Top-line fundamentals show a tightening crude balance in Saudi due to continued voluntary cuts maintaining output at ~9.5mbd; however, a return of refinery utilization in the country of approximately 0.6 mbd between Feb 2024 and May 2024 (likely aided by strengthening distillate cracks during European maintenance season), will convert previous crude exports to product exports, particularly to the European market.  As such, we anticipate lower crude volumes ex AG to Europe in the coming month(s), but instead favor increasing product flows, favoring LR demand - in fact, that trend line continues well into the year, assuming no change to OPEC production quotas. 
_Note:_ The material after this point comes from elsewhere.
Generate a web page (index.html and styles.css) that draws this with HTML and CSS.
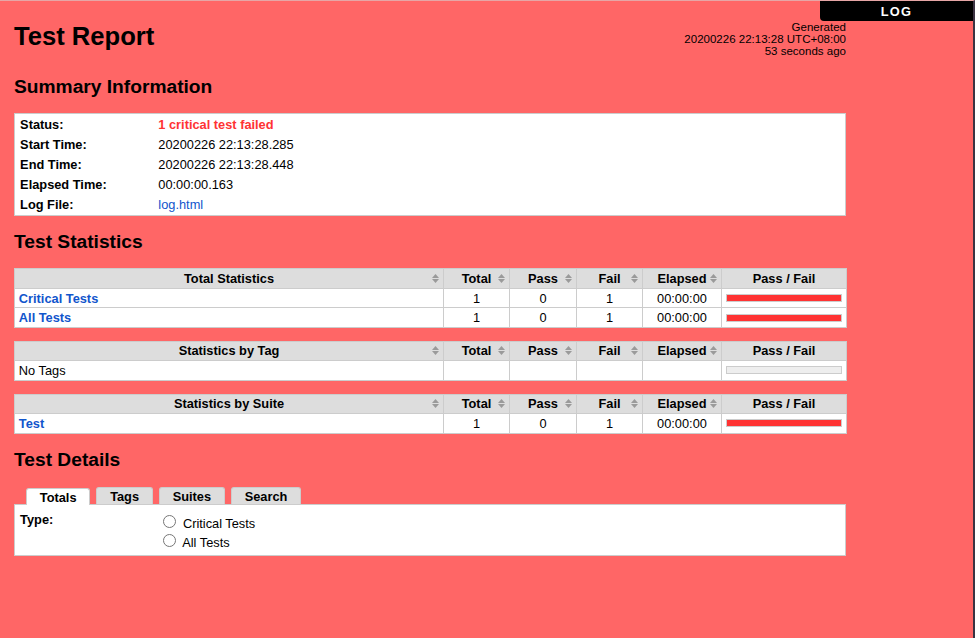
FILE: index.html
```html
<!DOCTYPE html>
<html>
<head>
<meta charset="utf-8">
<title>Test Report</title>
<link rel="stylesheet" href="styles.css">
</head>
<body>
<div class="page">
  <div class="top-right"><a class="log-link" href="#">LOG</a></div>
  <div class="main">
    <div class="header">
      <h1>Test Report</h1>
      <div class="generated">Generated<br>20200226 22:13:28 UTC+08:00<br>53 seconds ago</div>
    </div>

    <h2>Summary Information</h2>
    <table class="details">
      <tr><th>Status:</th><td><span class="fail">1 critical test failed</span></td></tr>
      <tr><th>Start Time:</th><td>20200226 22:13:28.285</td></tr>
      <tr><th>End Time:</th><td>20200226 22:13:28.448</td></tr>
      <tr><th>Elapsed Time:</th><td>00:00:00.163</td></tr>
      <tr><th>Log File:</th><td><a href="#">log.html</a></td></tr>
    </table>

    <h2>Test Statistics</h2>
    <table class="statistics">
      <colgroup><col class="c-name"><col class="c-total"><col class="c-pass"><col class="c-fail"><col class="c-elapsed"><col class="c-graph"></colgroup>
      <tr>
        <th><div class="th-in"><span></span><span>Total Statistics</span><svg class="sort" viewBox="0 0 7 9"><path d="M0 4 L3.5 0 L7 4Z"/><path d="M0 5 L7 5 L3.5 9Z"/></svg></div></th>
        <th><div class="th-in"><span></span><span>Total</span><svg class="sort" viewBox="0 0 7 9"><path d="M0 4 L3.5 0 L7 4Z"/><path d="M0 5 L7 5 L3.5 9Z"/></svg></div></th>
        <th><div class="th-in"><span></span><span>Pass</span><svg class="sort" viewBox="0 0 7 9"><path d="M0 4 L3.5 0 L7 4Z"/><path d="M0 5 L7 5 L3.5 9Z"/></svg></div></th>
        <th><div class="th-in"><span></span><span>Fail</span><svg class="sort" viewBox="0 0 7 9"><path d="M0 4 L3.5 0 L7 4Z"/><path d="M0 5 L7 5 L3.5 9Z"/></svg></div></th>
        <th><div class="th-in"><span></span><span>Elapsed</span><svg class="sort" viewBox="0 0 7 9"><path d="M0 4 L3.5 0 L7 4Z"/><path d="M0 5 L7 5 L3.5 9Z"/></svg></div></th>
        <th>Pass / Fail</th>
      </tr>
      <tr><td class="name"><a href="#">Critical Tests</a></td><td>1</td><td>0</td><td>1</td><td>00:00:00</td><td class="graph-cell"><div class="graph fail-bar"></div></td></tr>
      <tr><td class="name"><a href="#">All Tests</a></td><td>1</td><td>0</td><td>1</td><td>00:00:00</td><td class="graph-cell"><div class="graph fail-bar"></div></td></tr>
    </table>

    <table class="statistics">
      <colgroup><col class="c-name"><col class="c-total"><col class="c-pass"><col class="c-fail"><col class="c-elapsed"><col class="c-graph"></colgroup>
      <tr>
        <th><div class="th-in"><span></span><span>Statistics by Tag</span><svg class="sort" viewBox="0 0 7 9"><path d="M0 4 L3.5 0 L7 4Z"/><path d="M0 5 L7 5 L3.5 9Z"/></svg></div></th>
        <th><div class="th-in"><span></span><span>Total</span><svg class="sort" viewBox="0 0 7 9"><path d="M0 4 L3.5 0 L7 4Z"/><path d="M0 5 L7 5 L3.5 9Z"/></svg></div></th>
        <th><div class="th-in"><span></span><span>Pass</span><svg class="sort" viewBox="0 0 7 9"><path d="M0 4 L3.5 0 L7 4Z"/><path d="M0 5 L7 5 L3.5 9Z"/></svg></div></th>
        <th><div class="th-in"><span></span><span>Fail</span><svg class="sort" viewBox="0 0 7 9"><path d="M0 4 L3.5 0 L7 4Z"/><path d="M0 5 L7 5 L3.5 9Z"/></svg></div></th>
        <th><div class="th-in"><span></span><span>Elapsed</span><svg class="sort" viewBox="0 0 7 9"><path d="M0 4 L3.5 0 L7 4Z"/><path d="M0 5 L7 5 L3.5 9Z"/></svg></div></th>
        <th>Pass / Fail</th>
      </tr>
      <tr><td class="name plain">No Tags</td><td></td><td></td><td></td><td></td><td class="graph-cell"><div class="graph empty-bar"></div></td></tr>
    </table>

    <table class="statistics">
      <colgroup><col class="c-name"><col class="c-total"><col class="c-pass"><col class="c-fail"><col class="c-elapsed"><col class="c-graph"></colgroup>
      <tr>
        <th><div class="th-in"><span></span><span>Statistics by Suite</span><svg class="sort" viewBox="0 0 7 9"><path d="M0 4 L3.5 0 L7 4Z"/><path d="M0 5 L7 5 L3.5 9Z"/></svg></div></th>
        <th><div class="th-in"><span></span><span>Total</span><svg class="sort" viewBox="0 0 7 9"><path d="M0 4 L3.5 0 L7 4Z"/><path d="M0 5 L7 5 L3.5 9Z"/></svg></div></th>
        <th><div class="th-in"><span></span><span>Pass</span><svg class="sort" viewBox="0 0 7 9"><path d="M0 4 L3.5 0 L7 4Z"/><path d="M0 5 L7 5 L3.5 9Z"/></svg></div></th>
        <th><div class="th-in"><span></span><span>Fail</span><svg class="sort" viewBox="0 0 7 9"><path d="M0 4 L3.5 0 L7 4Z"/><path d="M0 5 L7 5 L3.5 9Z"/></svg></div></th>
        <th><div class="th-in"><span></span><span>Elapsed</span><svg class="sort" viewBox="0 0 7 9"><path d="M0 4 L3.5 0 L7 4Z"/><path d="M0 5 L7 5 L3.5 9Z"/></svg></div></th>
        <th>Pass / Fail</th>
      </tr>
      <tr><td class="name"><a href="#">Test</a></td><td>1</td><td>0</td><td>1</td><td>00:00:00</td><td class="graph-cell"><div class="graph fail-bar"></div></td></tr>
    </table>

    <h2>Test Details</h2>
    <ul class="tabs">
      <li class="tab active">Totals</li>
      <li class="tab">Tags</li>
      <li class="tab">Suites</li>
      <li class="tab">Search</li>
    </ul>
    <table class="details totals">
      <tr>
        <th>Type:</th>
        <td>
          <input type="radio" name="type" id="t1"> <label for="t1">Critical Tests</label><br>
          <input type="radio" name="type" id="t2"> <label for="t2">All Tests</label>
        </td>
      </tr>
    </table>
  </div>
</div>
</body>
</html>
```

FILE: styles.css
```css
html, body {
  margin: 0;
  padding: 0;
  background: #f66;
}

.page {
  position: relative;
  min-height: 100vh;
  box-sizing: border-box;
  border-top: 1px solid #e6a6a6;
  border-right: 2px solid #3c3342;
  font-family: "Liberation Sans", Arial, sans-serif;
  font-size: 12.8px;
  color: #000;
}

.main {
  padding: 15px 0 0 14px;
}

.top-right {
  position: absolute;
  top: 0;
  right: 0;
  width: 153px;
  text-align: center;
}

.log-link {
  display: block;
  background: #000;
  color: #fff;
  text-decoration: none;
  font-weight: bold;
  letter-spacing: 0.1em;
  padding: 3px 0 2px;
  border-bottom-left-radius: 4px;
}

.header {
  display: flex;
  justify-content: space-between;
  align-items: flex-start;
  width: 832px;
  height: 38.4px;
  margin: 6px 0 0;
}

h1 {
  margin: 0;
  font-size: 25.6px;
  font-weight: bold;
}

.generated {
  font-size: 11.52px;
  text-align: right;
  margin-top: -1px;
}

h2 {
  font-size: 19.2px;
  font-weight: bold;
  margin: 15.4px 0;
}

a {
  color: #15c;
  text-decoration: none;
}

.fail {
  color: #f33;
  font-weight: bold;
}

.details {
  width: 832px;
  border-collapse: collapse;
  background: #fff;
  border: 1px solid #ccc;
}

.details th {
  text-align: left;
  vertical-align: top;
  width: 128px;
  padding: 2.56px 5.12px;
  font-weight: bold;
}

.details td {
  padding: 2.56px 5.12px;
}

.statistics {
  width: 832px;
  table-layout: fixed;
  border-collapse: collapse;
  margin-bottom: 12.8px;
  background: #fff;
}

.c-name { width: 429px; }
.c-total { width: 66px; }
.c-pass { width: 67px; }
.c-fail { width: 66px; }
.c-elapsed { width: 79px; }
.c-graph { width: 125px; }

.statistics th,
.statistics td {
  border: 1px solid #ccc;
  padding: 1.75px 3.84px;
}

.statistics th {
  background: #ddd;
  font-weight: bold;
  text-align: center;
}

.statistics td {
  text-align: center;
}

.statistics td.name {
  text-align: left;
  font-weight: bold;
}

.statistics td.plain {
  font-weight: normal;
}

.th-in {
  display: grid;
  grid-template-columns: 7px 1fr 7px;
  align-items: center;
}

.sort {
  width: 7px;
  height: 9px;
  fill: #9a9a9a;
}

.statistics td.graph-cell {
  padding: 1.75px 4px;
}

.graph {
  height: 6px;
  border: 1px solid #ccc;
}

.fail-bar {
  background: #f33;
}

.empty-bar {
  background: #eee;
}

.tabs {
  display: flex;
  align-items: flex-end;
  gap: 6px;
  list-style: none;
  margin: 0;
  padding: 1px 0 0 12px;
}

.tab {
  padding: 1px 12.8px 0;
  border: 1px solid #ccc;
  border-bottom: none;
  border-radius: 3px 3px 0 0;
  background: #ddd;
  font-weight: bold;
}

.tab.active {
  background: #fff;
  margin-bottom: -1px;
  position: relative;
}

.details.totals th,
.details.totals td {
  padding: 6.5px 5.12px 5.5px;
}

.details.totals input {
  margin: 3px 3px 0 5px;
  vertical-align: baseline;
}
```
Figure 1 – Saudi Arabia Crude Figures

Source: McQuilling Services

Additionally, we view the recent announcement by Russia to halt gasoline exports and the slow uptake of Dangote to produce gasoline (in fact, we would likely see more straight run fuels including LSSR and naphtha) could provide upward support for gasoline cracks in the coming months, which could sway demand from European refiners to lighter crudes (sourced from Western load regions).  This backdrop of tighter KSA crude balances, European maintenance, lower gasoline supply from Russia and a slow Dangote uptake has the potential to reduce European imports of Middle Eastern grades in the coming months. At the same time, we should anticipate that local crudes (CPC, Libya) could be more readily available assuming a portion of these volumes would be re-routed around the Cape due to Red Sea tensions.